The naming of a political appointee to run North Carolina's Clean Water Management Trust Fund is drawing criticism from environmentalists who say he doesn't meet the minimum legal requirements for the job.
Bryan Gossage began work Nov. 5 as director of the state's newly created Office of Land and Water Stewardship, which includes the clean water fund.
Gossage's hiring, which was not publicly announced by the agency, was first reported Monday by N.C. Policy Watch, a liberal advocacy group. He will be paid $78,000 a year.
The taxpayer-supported fund, with a current budget of $10.4 million, buys environmentally sensitive land for conservation and supports other clean water initiatives. State law says the director must have "experience and training in conservation, protection, and management of surface water resources."
Gossage, 38, has a bachelor's degree in sociology and has previously worked in marketing and public relations. In May, he was named as a deputy secretary in charge of innovation support at the N.C. Commerce Department, a job that went away following a reorganization of that agency.
Cassie Gavin, director of government relations for the North Carolina chapter of the Sierra Club, said Gossage's professional resume doesn't qualify him to oversee the clean water fund.
"Under the statute, there are requirements," Gavin said. "He is replacing very seasoned professionals who have a lot of experience in conservation and natural resources.
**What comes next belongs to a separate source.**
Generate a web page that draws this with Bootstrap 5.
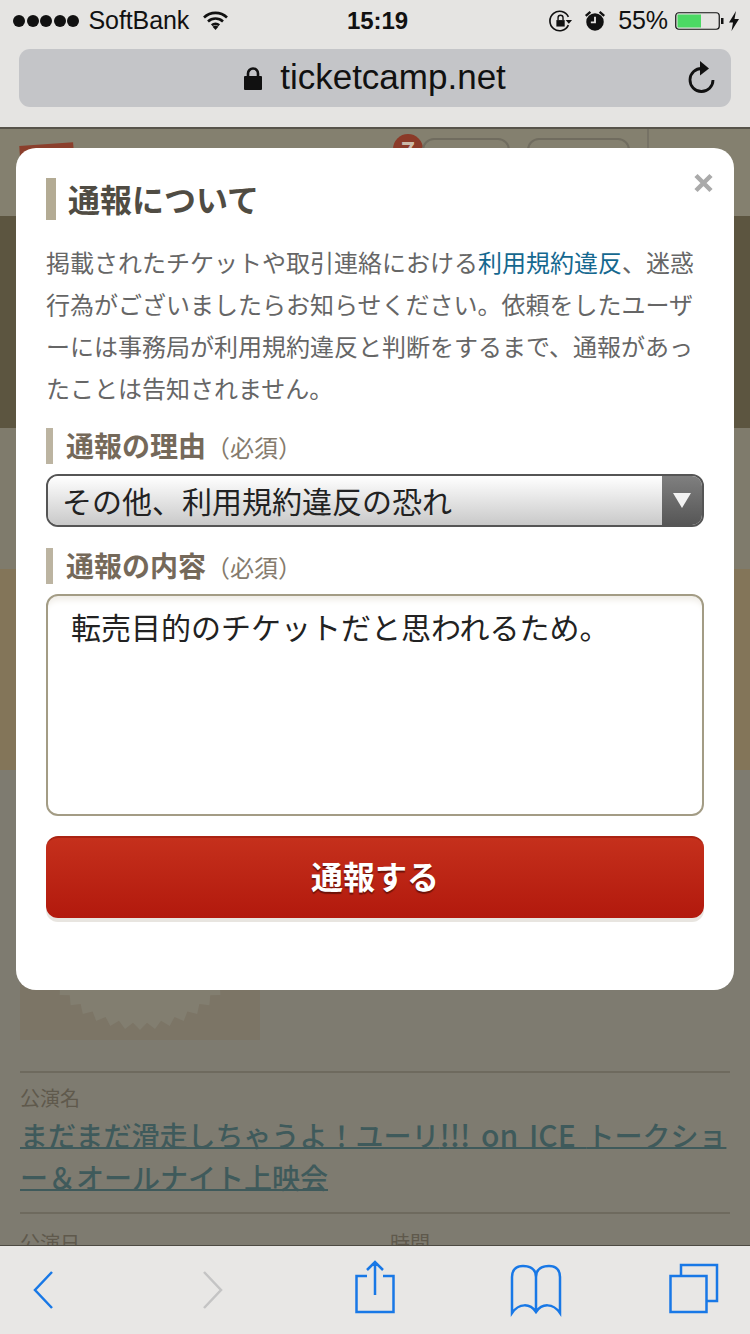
<!DOCTYPE html>
<html lang="ja">
<head>
<meta charset="utf-8">
<title>通報について</title>
<link rel="stylesheet" href="https://cdn.jsdelivr.net/npm/bootstrap@5.3.0/dist/css/bootstrap.min.css">
<style>
:root{--jp:"Noto Sans CJK JP","Liberation Sans",sans-serif;--ui:"Liberation Sans","Noto Sans CJK JP",sans-serif;}
html,body{height:1334px;overflow:hidden;}
body{width:750px;font-family:var(--jp);background:#827e70;}
.shell{height:1334px;}
/* browser chrome */
.chrome-top{height:129px;background:#e5e4e2;border-bottom:2px solid #57534a;flex:none;font-family:var(--ui);}
.statusrow{height:41px;display:grid;grid-template-columns:1fr auto 1fr;align-items:center;padding:0 10px 0 13px;color:#111;font-size:25px;letter-spacing:-.1px;}
.clock{font-weight:700;font-size:24px;padding-left:2px;}
.sigdot{width:12px;height:12px;border-radius:50%;background:#111;display:inline-block;margin-right:1.500px;flex:none;}
.carrier{margin-left:8px;}
.wifi{margin-left:13px;}
.alarm{margin-left:9px;}
.pct{margin-left:11px;}
.batt{margin-left:7px;}
.urlpill{height:58px;margin:8px 19px 0;background:#c4c5c8;border-radius:11px;font-size:35px;color:#111;}
.urlpill .host{margin-left:18px;padding-bottom:2px;}
.reload{right:16px;top:12px;}
/* dimmed page */
.pagearea{height:1116px;overflow:hidden;position:relative;background:#7e7b70;flex:none;}
.pg-head{height:87px;background:#84806f;position:relative;padding-top:15px;}
.pg-logo{width:54px;height:24px;background:#8b3f2c;transform:rotate(-4deg);margin-left:20px;}
.pg-badge{width:30px;height:30px;border-radius:50%;background:#8b3a28;color:#cbb9a8;font-size:24px;font-weight:700;position:absolute;left:393px;top:5px;line-height:32px;}
.pg-chip{height:40px;border:2px solid #706c5f;border-radius:12px;position:absolute;top:9px;}
.pg-chip.a{left:422px;width:88px;}
.pg-chip.b{left:527px;width:103px;}
.pg-sep{position:absolute;left:647px;top:0;bottom:0;width:2px;background:#767265;}
.band-dark{height:212px;background:#5c5540;}
.band-mid{height:141px;background:#7f7b6c;}
.band-tan{height:201px;background:#837559;}
.pg-body{padding:30px 20px 0;}
.pg-art{width:240px;height:240px;background:#7c7566;margin-bottom:31px;}
.pg-art svg{display:block;}
.pg-rule{height:2px;background:#6e6a5e;}
.pg-cap{font-size:20px;color:#5f594c;line-height:24px;}
.cap-a{margin-top:13px;}
.cap-b{margin-top:17px;}
.pg-link{font-size:28px;line-height:42px;color:#3f5a5b;text-decoration:underline;text-decoration-thickness:2px;text-underline-offset:0;display:block;font-weight:500;margin:3px 0 14px;}
.pg-link .latin{font-size:30px;word-spacing:4px;}
.halfcol{width:370px;}
/* dialog */
.dlg{position:absolute;left:16px;top:19px;width:718px;height:842px;background:#fff;border-radius:20px;padding:30px 30px 0;}
.dlg-close{position:absolute;left:678px;top:25px;width:19px;height:20px;padding:0;border:0;background:none;display:block;}
.dlg-title{border-left:10px solid #b3ab94;height:42px;padding-left:12px;font-size:32px;line-height:40px;font-weight:700;color:#504c43;margin:0 0 21px;}
.dlg-text{font-size:24px;line-height:42px;color:#666;margin:0 0 19px;}
.dlg-text a{color:#15688f;text-decoration:none;}
.fld-label{border-left:7px solid #bcb4a1;height:36px;padding-left:13px;font-size:28px;line-height:34px;font-weight:700;color:#75695a;margin:0 0 10px;display:block;}
.fld-label small{font-size:24px;font-weight:400;color:#857b6d;}
.selectbox{height:53px;border:2px solid #555;border-radius:12px;overflow:hidden;margin-bottom:21px;}
.selectbox select{appearance:none;-webkit-appearance:none;border:0;outline:0;flex:1 1 auto;min-width:0;height:100%;padding:0 0 2px 14px;font:400 30px var(--jp);color:#222;background:linear-gradient(#fff,#c9c9c9);}
.selectarrow{width:40px;flex:none;background:linear-gradient(#7f7f7f,#565656);}
.selectarrow i{display:block;width:0;height:0;border-left:9px solid transparent;border-right:9px solid transparent;border-top:15px solid #f2f2f2;}
.memo{height:222px;border:2px solid #a39c85;border-radius:12px;box-shadow:inset 0 8px 6px -4px #efece6;padding:10px 23px;font:400 30px/40px var(--jp);color:#222;resize:none;display:block;width:100%;margin-bottom:20px;}
.memo:focus{border-color:#a39c85;box-shadow:inset 0 8px 6px -4px #efece6;}
.sendbtn{height:82px;width:100%;border:0;border-top:2px solid #aa2312;border-radius:12px;background:linear-gradient(#c5301c,#b2190d);color:#fff;font-size:32px;font-weight:700;text-shadow:0 2px 1px #6e1208;box-shadow:0 4px 0 #e8e5e0;padding:0 0 6px;}
/* toolbar */
.chrome-bot{height:89px;background:#e8e7e5;border-top:1px solid #4d4a42;flex:none;}
.chrome-bot svg{display:block;fill:none;stroke:#1878e6;stroke-width:2.500;margin-top:-1px;}
.ti1{margin-left:33px;}
.ti2{margin-left:150px;}.ti3{margin-left:132px;}.ti4{margin-left:115px;}.ti5{margin-left:107px;}
.chrome-bot svg.ti2{stroke:#c4c4c4;}
</style>
</head>
<body>
<div class="shell d-flex flex-column">
  <header class="chrome-top">
    <div class="statusrow">
      <div class="d-flex align-items-center">
        <span class="sigdot"></span><span class="sigdot"></span><span class="sigdot"></span><span class="sigdot"></span><span class="sigdot"></span>
        <span class="carrier">SoftBank</span>
        <svg class="wifi" width="27" height="21" viewBox="0 0 27 21"><path d="M2 7.500a16.500 16.500 0 0 1 23 0M6 11.500a11 11 0 0 1 15 0M9.800 15.200a5.600 5.600 0 0 1 7.400 0" fill="none" stroke="#111" stroke-width="2.600"/><path d="M10.600 16.800a4.400 4.400 0 0 1 5.800 0L13.500 20z" fill="#111"/></svg>
      </div>
      <div class="clock">15:19</div>
      <div class="d-flex align-items-center justify-content-end">
        <svg width="26" height="24" viewBox="0 0 28 26"><path d="M22 8.500A10.500 10.500 0 1 0 22 17.500" fill="none" stroke="#111" stroke-width="1.800"/><path d="M19 12h7l-3.500 4z" fill="#111"/><path d="M9 12h9v7H9z" fill="#111"/><path d="M10.800 12V9.500a2.700 2.700 0 0 1 5.400 0V12" fill="none" stroke="#111" stroke-width="1.500"/></svg>
        <svg class="alarm" width="24" height="24" viewBox="0 0 26 26"><circle cx="13" cy="14" r="9.500" fill="#111"/><path d="M13 8.500V14.500H8.500" fill="none" stroke="#e5e4e2" stroke-width="2"/><path d="M3 7.500L8 3M23 7.500L18 3" stroke="#111" stroke-width="2.500"/></svg>
        <span class="pct">55%</span>
        <svg class="batt" width="49" height="18" viewBox="0 0 49 18"><rect x=".75" y=".75" width="43.500" height="16.500" rx="3" fill="none" stroke="#111" stroke-width="1.200"/><rect x="2.500" y="2.500" width="23.500" height="13" fill="#4cd964"/><path d="M46 6h2.500v6H46z" fill="#111"/></svg>
        <svg class="ms-1" width="12" height="20" viewBox="0 0 12 20"><path d="M8 0L1 11.500h4L3.500 20 11 8H6.500z" fill="#111"/></svg>
      </div>
    </div>
    <div class="urlpill d-flex align-items-center justify-content-center position-relative">
      <svg width="18" height="23" viewBox="0 0 18 23"><rect y="9" width="18" height="14" rx="1" fill="#111"/><path d="M4 10V6.500a5 5 0 0 1 10 0V10" fill="none" stroke="#111" stroke-width="2.600"/></svg>
      <span class="host">ticketcamp.net</span>
      <svg class="position-absolute reload" width="28" height="34" viewBox="0 0 28 34"><path d="M15 7.500A11.500 11.500 0 1 0 26 19" fill="none" stroke="#111" stroke-width="2.800"/><path d="M13 0l9 7.500-9 7z" fill="#111"/></svg>
    </div>
  </header>

  <main class="pagearea">
    <div class="pg-head">
      <div class="pg-logo"></div>
      <span class="pg-badge d-flex justify-content-center">7</span>
      <span class="pg-chip a"></span><span class="pg-chip b"></span><span class="pg-sep"></span>
    </div>
    <div class="band-dark"></div>
    <div class="band-mid"></div>
    <div class="band-tan"></div>
    <div class="pg-body">
      <div class="pg-art"><svg id="burst" width="240" height="240" viewBox="0 0 240 240"></svg></div>
      <div class="pg-rule"></div>
      <div class="pg-cap cap-a">公演名</div>
      <a class="pg-link" href="#">まだまだ滑走しちゃうよ！ユーリ<span class="latin">!!! on ICE </span>トークショー＆オールナイト上映会</a>
      <div class="pg-rule"></div>
      <div class="d-flex cap-b"><div class="pg-cap halfcol">公演日</div><div class="pg-cap">時間</div></div>
    </div>

    <section class="dlg">
      <button class="dlg-close" type="button" aria-label="閉じる"><svg width="19" height="20" viewBox="0 0 19 20" class="d-block"><path d="M2 2.500L17 17.500M17 2.500L2 17.500" stroke="#aaa" stroke-width="4.500"/></svg></button>
      <h2 class="dlg-title">通報について</h2>
      <p class="dlg-text">掲載されたチケットや取引連絡における<a href="#">利用規約違反</a>、迷惑行為がございましたらお知らせください。依頼をしたユーザーには事務局が利用規約違反と判断をするまで、通報があったことは告知されません。</p>
      <label class="fld-label">通報の理由<small>（必須）</small></label>
      <div class="selectbox d-flex">
        <select><option>その他、利用規約違反の恐れ</option></select>
        <span class="selectarrow d-flex align-items-center justify-content-center"><i></i></span>
      </div>
      <label class="fld-label">通報の内容<small>（必須）</small></label>
      <textarea class="memo form-control">転売目的のチケットだと思われるため。</textarea>
      <button class="sendbtn btn" type="button">通報する</button>
    </section>
  </main>

  <footer class="chrome-bot d-flex">
    <svg class="ti1" width="20" height="88" viewBox="0 0 20 88"><path d="M19 27L2 45 19 63"/></svg>
    <svg class="ti2" width="20" height="88" viewBox="0 0 20 88"><path d="M1 27L18 45 1 63"/></svg>
    <svg class="ti3" width="40" height="88" viewBox="0 0 40 88"><path d="M12 31H1.500V67H38.500V31H28M20 50V17M12 25L20 17 28 25"/></svg>
    <svg class="ti4" width="52" height="88" viewBox="0 0 52 88"><path d="M26 32C26 24 20 21 13 21 6 21 2 25 2 32V68C9 58 20 58 26 67 32 58 43 58 50 68V32C50 25 46 21 39 21 32 21 26 24 26 32V67"/></svg>
    <svg class="ti5" width="50" height="88" viewBox="0 0 50 88"><path d="M12 31V20H48V56H38M1.500 31H37.500V67H1.500z"/></svg>
  </footer>
</div>
<script src="https://cdn.jsdelivr.net/npm/bootstrap@5.3.0/dist/js/bootstrap.bundle.min.js"></script>
<script>
(function(){var p=[],n=92,i,a,r;for(i=0;i<n;i++){a=i/n*2*Math.PI;r=i%2?110:103;p.push((120+r*Math.cos(a)).toFixed(1)+','+(120+r*Math.sin(a)).toFixed(1));}
document.getElementById('burst').innerHTML='<polygon fill="#827e70" points="'+p.join(' ')+'"/>';})();
</script>
</body>
</html>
So it is going to be a challenge for him to live up to that."
However, Department of Environment and Natural Resources spokesman Drew Elliot said Gossage meets the legal qualifications for his new post because he served six years as a town councilman in Apex, which included oversight of municipal operations that included a water treatment plant.
"The statute doesn't say anything about being an expert in the field," Elliot said.
He added that Gossage's tenure on the Apex council included a drought in 2007, when the town was forced to implement restrictions on the use of drinking water, such as limits on washing cars and the daytime watering of lawns.
In 2008, Gossage campaigned unsuccessfully as a Republican for the N.C. House. His wife, Chloe Gossage, is the policy director for Republican governor Gov. Pat McCrory, making $110,000 a year.
Elliot said Bryan Gossage was not available for comment Tuesday.
Gossage's immediate predecessor was Richard Rogers, who had served as executive director of the clean water fund since 2007. He had worked at the state's environmental agency since 1994, rising through the ranks to become the assistant secretary for natural resources. Roger's was paid $130,000 to oversee the fund, which had about 10 times its current level of funding at the start of the recession in 2008.
Hope Taylor, executive director of the group Clean Water for North Carolina, said Gossage's hiring represents a pattern by the McCrory administration of filling key environmental posts with political appointees who either have little experience or who have previously worked for industrial polluters.
"This is par for the course," Taylor said. "It is not only a lack of seriousness, but outright hostility to the principles of conservation and environmental protection."